Organisers of the 2020 Oral History Award, awarded jointly by Oral History Victoria, the Royal Historical Society and Public Records Office Victoria, have announced the shortlisted nominees.
They are:
- Cockatoo: Voices from the Past – Dot Griffin, Jan Shaw, Ruth South and Arthur Wintle, Cockatoo History and Heritage Group
- Memories of the Women’s Royal Australian Air Force 1951-1977 – Jessica Ferrari, Memento Media
- Out of the Madhouse: From Asylums to Caring Community?, Arcadia, Australian Scholarly Publishing, 2020 – Sandy Jeffs and Margaret Leggatt.
See the nominees at our AGM
The shortlisted nominees have agreed to present a brief overview of their work at the Oral History Victoria Annual General Meeting scheduled for 29 October 2020, 5:30pm to 7:30pm. Find out more about our AGM at https://oralhistoryvictoria.org.au/event/29-10-annual-general-meeting/.
Find out more about the shortlisted nominees.
Cockatoo: Voices from the Past
- Dot Griffin, Jan Shaw, Ruth South and Arthur Wintle, Cockatoo History and Heritage Group
- https://www.facebook.com/groups/379089272188869/permalink/2463697657061343
- Based upon oral history interviews conducted after the 1983 Ash Wednesday bushfires, Cockatoo: Voice from the Past is an anthology of memories of a Victorian country town. Past and present residents and visitors offer a multiplicity of accounts about all aspects of the life and times of Cockatoo, from the interwar years until the Ash Wednesday fires swept through the town on 16 February 1983. The fire destroyed 307 buildings and the local archive of documents, photographs and memorabilia, and took the lives of six people. Cockatoo: Voice from the Past documents what might otherwise have been a lost past. With insight and affection, the book combines interviews with surviving photos and records to recall and celebrate a vibrant community.

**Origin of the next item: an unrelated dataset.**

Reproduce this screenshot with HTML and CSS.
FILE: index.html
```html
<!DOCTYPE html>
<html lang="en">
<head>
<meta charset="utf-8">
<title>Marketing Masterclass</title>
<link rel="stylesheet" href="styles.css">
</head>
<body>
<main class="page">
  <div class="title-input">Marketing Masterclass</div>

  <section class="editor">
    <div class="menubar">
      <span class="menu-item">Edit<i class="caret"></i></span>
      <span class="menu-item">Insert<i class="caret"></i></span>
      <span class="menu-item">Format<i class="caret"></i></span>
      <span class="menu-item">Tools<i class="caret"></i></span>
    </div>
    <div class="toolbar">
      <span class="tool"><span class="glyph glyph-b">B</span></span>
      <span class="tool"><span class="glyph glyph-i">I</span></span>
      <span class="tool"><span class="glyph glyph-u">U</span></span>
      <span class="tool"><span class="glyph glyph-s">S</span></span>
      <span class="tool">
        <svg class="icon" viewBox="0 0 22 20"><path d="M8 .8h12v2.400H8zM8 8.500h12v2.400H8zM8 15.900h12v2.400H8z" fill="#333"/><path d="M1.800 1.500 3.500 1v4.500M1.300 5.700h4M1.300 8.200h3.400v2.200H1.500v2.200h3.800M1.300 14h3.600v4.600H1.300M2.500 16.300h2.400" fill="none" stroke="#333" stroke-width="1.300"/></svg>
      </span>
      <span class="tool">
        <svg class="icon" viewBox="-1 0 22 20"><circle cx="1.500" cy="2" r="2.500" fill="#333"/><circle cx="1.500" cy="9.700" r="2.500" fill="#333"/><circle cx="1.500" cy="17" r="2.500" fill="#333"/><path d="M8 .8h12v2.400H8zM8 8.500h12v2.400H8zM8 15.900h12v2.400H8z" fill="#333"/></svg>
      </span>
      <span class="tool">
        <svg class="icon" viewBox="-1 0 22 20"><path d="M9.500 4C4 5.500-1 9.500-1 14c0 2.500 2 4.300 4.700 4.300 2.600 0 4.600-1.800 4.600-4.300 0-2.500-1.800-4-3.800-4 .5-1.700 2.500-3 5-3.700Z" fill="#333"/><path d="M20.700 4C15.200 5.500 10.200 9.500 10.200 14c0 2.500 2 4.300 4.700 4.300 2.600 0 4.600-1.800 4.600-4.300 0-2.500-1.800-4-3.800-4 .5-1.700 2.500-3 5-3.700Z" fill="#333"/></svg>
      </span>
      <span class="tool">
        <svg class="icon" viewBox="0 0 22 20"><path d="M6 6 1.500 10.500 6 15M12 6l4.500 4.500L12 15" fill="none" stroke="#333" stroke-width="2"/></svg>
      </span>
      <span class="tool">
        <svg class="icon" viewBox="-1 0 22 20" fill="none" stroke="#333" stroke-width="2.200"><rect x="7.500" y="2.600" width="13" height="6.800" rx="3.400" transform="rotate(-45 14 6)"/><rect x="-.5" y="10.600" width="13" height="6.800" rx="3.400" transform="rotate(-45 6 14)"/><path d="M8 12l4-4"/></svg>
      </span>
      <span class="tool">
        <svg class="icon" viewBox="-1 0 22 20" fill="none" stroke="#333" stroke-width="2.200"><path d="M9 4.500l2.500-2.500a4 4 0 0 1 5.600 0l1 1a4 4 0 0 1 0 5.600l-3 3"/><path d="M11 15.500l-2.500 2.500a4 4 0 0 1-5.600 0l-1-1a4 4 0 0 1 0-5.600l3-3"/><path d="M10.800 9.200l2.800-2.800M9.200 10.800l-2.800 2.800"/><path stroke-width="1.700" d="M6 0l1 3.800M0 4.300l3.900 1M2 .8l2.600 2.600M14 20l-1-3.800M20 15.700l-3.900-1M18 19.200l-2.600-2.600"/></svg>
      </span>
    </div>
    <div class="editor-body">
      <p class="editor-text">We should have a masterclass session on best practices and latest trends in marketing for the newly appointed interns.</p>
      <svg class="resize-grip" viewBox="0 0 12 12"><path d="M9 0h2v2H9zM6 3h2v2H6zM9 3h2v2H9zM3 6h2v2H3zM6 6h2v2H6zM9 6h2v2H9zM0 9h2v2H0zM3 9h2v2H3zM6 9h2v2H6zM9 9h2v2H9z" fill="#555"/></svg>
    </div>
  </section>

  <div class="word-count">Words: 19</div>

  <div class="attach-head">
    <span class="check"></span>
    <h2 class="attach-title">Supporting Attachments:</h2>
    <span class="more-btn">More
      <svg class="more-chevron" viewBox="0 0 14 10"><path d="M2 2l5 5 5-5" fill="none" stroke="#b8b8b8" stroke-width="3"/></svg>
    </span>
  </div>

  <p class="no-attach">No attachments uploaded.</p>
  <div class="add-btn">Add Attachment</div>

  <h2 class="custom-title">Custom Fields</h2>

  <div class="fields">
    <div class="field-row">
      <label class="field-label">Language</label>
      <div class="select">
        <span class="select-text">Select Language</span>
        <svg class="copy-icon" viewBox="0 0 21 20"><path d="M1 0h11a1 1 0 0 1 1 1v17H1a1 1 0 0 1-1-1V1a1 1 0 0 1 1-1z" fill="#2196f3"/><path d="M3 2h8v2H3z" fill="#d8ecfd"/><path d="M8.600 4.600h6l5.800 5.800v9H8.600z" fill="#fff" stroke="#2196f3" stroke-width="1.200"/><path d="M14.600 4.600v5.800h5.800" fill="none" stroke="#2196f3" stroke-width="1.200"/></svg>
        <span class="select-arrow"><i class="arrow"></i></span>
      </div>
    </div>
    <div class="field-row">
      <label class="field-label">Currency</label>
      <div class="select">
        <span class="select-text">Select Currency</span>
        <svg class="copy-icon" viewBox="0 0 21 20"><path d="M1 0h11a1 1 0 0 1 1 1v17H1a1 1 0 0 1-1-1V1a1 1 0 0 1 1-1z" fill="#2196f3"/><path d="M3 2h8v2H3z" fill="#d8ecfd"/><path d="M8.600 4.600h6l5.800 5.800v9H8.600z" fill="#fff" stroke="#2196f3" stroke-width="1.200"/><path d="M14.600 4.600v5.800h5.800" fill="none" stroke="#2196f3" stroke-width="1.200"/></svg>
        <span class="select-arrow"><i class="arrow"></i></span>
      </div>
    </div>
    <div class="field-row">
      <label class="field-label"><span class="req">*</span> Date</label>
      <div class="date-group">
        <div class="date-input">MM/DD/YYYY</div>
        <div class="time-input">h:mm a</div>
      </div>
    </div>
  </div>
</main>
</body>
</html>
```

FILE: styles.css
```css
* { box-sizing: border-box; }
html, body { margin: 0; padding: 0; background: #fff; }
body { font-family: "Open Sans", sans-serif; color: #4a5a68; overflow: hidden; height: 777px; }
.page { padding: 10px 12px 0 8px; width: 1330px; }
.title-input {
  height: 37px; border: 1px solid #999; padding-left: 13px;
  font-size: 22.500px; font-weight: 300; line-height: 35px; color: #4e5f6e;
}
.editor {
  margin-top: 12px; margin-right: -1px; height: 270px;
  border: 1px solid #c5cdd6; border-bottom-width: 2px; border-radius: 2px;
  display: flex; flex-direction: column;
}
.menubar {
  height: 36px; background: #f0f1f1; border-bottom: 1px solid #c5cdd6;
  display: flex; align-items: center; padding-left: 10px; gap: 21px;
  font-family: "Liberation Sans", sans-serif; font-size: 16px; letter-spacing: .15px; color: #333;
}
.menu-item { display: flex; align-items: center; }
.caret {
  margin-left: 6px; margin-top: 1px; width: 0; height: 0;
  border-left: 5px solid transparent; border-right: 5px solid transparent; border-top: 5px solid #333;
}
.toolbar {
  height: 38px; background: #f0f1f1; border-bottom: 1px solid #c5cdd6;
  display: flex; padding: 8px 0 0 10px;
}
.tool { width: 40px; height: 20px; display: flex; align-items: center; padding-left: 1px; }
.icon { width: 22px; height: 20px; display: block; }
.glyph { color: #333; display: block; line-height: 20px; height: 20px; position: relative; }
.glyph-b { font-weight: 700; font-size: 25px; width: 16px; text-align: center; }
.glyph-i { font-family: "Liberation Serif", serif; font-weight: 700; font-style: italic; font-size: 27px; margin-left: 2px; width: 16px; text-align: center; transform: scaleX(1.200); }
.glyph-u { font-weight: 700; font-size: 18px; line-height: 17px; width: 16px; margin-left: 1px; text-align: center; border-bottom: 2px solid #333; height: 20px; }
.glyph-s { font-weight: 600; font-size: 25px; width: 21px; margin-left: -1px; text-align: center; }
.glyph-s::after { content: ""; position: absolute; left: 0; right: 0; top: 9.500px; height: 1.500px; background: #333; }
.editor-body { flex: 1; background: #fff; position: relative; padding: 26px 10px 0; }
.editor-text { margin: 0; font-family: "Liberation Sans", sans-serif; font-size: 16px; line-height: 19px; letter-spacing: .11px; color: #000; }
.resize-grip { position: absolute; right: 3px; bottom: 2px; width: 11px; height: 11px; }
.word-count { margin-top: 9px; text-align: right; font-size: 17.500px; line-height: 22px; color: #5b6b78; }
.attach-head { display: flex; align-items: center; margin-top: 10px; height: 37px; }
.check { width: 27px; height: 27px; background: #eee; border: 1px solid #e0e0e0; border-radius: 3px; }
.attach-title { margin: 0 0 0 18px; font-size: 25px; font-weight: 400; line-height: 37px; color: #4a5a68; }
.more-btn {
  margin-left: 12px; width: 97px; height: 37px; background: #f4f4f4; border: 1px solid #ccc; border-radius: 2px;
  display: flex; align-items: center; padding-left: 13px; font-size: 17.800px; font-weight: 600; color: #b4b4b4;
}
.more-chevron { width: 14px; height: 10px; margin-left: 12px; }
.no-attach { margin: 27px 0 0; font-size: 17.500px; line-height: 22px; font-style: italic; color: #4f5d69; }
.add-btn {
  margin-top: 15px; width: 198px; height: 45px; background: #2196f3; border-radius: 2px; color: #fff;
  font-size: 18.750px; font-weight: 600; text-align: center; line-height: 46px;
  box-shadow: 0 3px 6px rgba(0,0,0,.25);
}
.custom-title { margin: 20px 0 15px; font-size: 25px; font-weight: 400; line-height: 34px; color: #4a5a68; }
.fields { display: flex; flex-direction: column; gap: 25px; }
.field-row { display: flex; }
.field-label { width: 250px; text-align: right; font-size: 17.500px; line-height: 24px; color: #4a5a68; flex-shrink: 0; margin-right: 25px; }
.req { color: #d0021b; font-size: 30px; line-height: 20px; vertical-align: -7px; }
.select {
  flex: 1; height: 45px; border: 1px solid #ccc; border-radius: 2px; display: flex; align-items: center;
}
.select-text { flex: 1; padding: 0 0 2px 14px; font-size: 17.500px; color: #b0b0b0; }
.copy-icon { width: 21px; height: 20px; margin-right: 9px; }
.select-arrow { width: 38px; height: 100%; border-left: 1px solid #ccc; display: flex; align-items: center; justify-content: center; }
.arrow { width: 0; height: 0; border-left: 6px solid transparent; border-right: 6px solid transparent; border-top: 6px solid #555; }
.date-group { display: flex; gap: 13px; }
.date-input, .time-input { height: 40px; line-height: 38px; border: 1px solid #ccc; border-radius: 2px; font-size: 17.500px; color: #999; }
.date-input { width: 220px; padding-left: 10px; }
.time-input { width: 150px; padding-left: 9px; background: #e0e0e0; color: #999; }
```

Memories of the Women’s Royal Australian Air Force 1951-1977
- Jessica Ferrari, Memento Media
- https://mementomedia.com.au/project/womens-royal-australian-air-force-point-cook-airbase/
- This Memento Media web-based exhibition presents the lived experience of women who served in the Women’s Royal Australian Air Force between 1951 and 1977, based at Point Cook near Melbourne. The official record of the Australian air force has tended to neglect the contribution of women, and this exhibition sets that right. Drawing upon archive file and documents, official and personal photographs and, most memorably, vivid interviews with women who served, the exhibition illuminates the women’s service, from joining up, training and graduation, through life on the base and the conditions of women’s service, and concludes with the impact of service upon the narrators and how they ‘spread their wings’ in later years.\
Out of the Madhouse: From Asylums to Caring Community?, Arcadia, Australian Scholarly Publishing, 2020.

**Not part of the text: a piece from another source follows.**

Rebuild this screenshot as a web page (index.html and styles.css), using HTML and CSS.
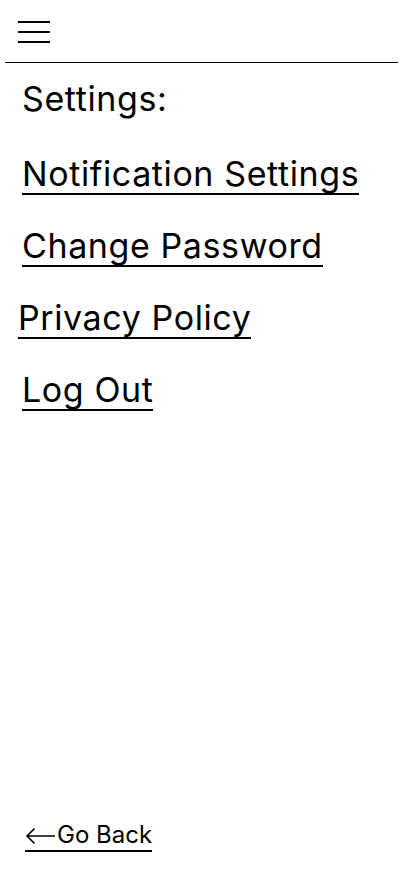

- Sandy Jeffs and Margaret Leggatt
- https://scholarly.info/book/out-of-the-madhouse-from-asylums-to-caring-community/
- The ‘madhouse’ was Larundel Psychiatric Hospital, a Melbourne institution from 1953 to 1999. Drawing upon 71 interviews with former inmates, their family and friends, nurses, doctors, allied health workers and other staff, Out of the Madhouse brings to life the shocking consequences of mental ill-health and the equally shocking treatments; a community where inmates and health workers struggled with ill-understood conditions; a place of stigma and fear yet also of asylum and friendship. The authors, a former inmate and writer and a sociologist and occupational therapist, weave their own stories alongside the interview testimony into a profound social history of madness and its treatment. They conclude that ‘forgetting the past may be dangerous because old wrongs are perpetuated and what was good is lost….The lost history of Larundel is lost wisdom.’ This is a book of invaluable wisdom for our troubled times.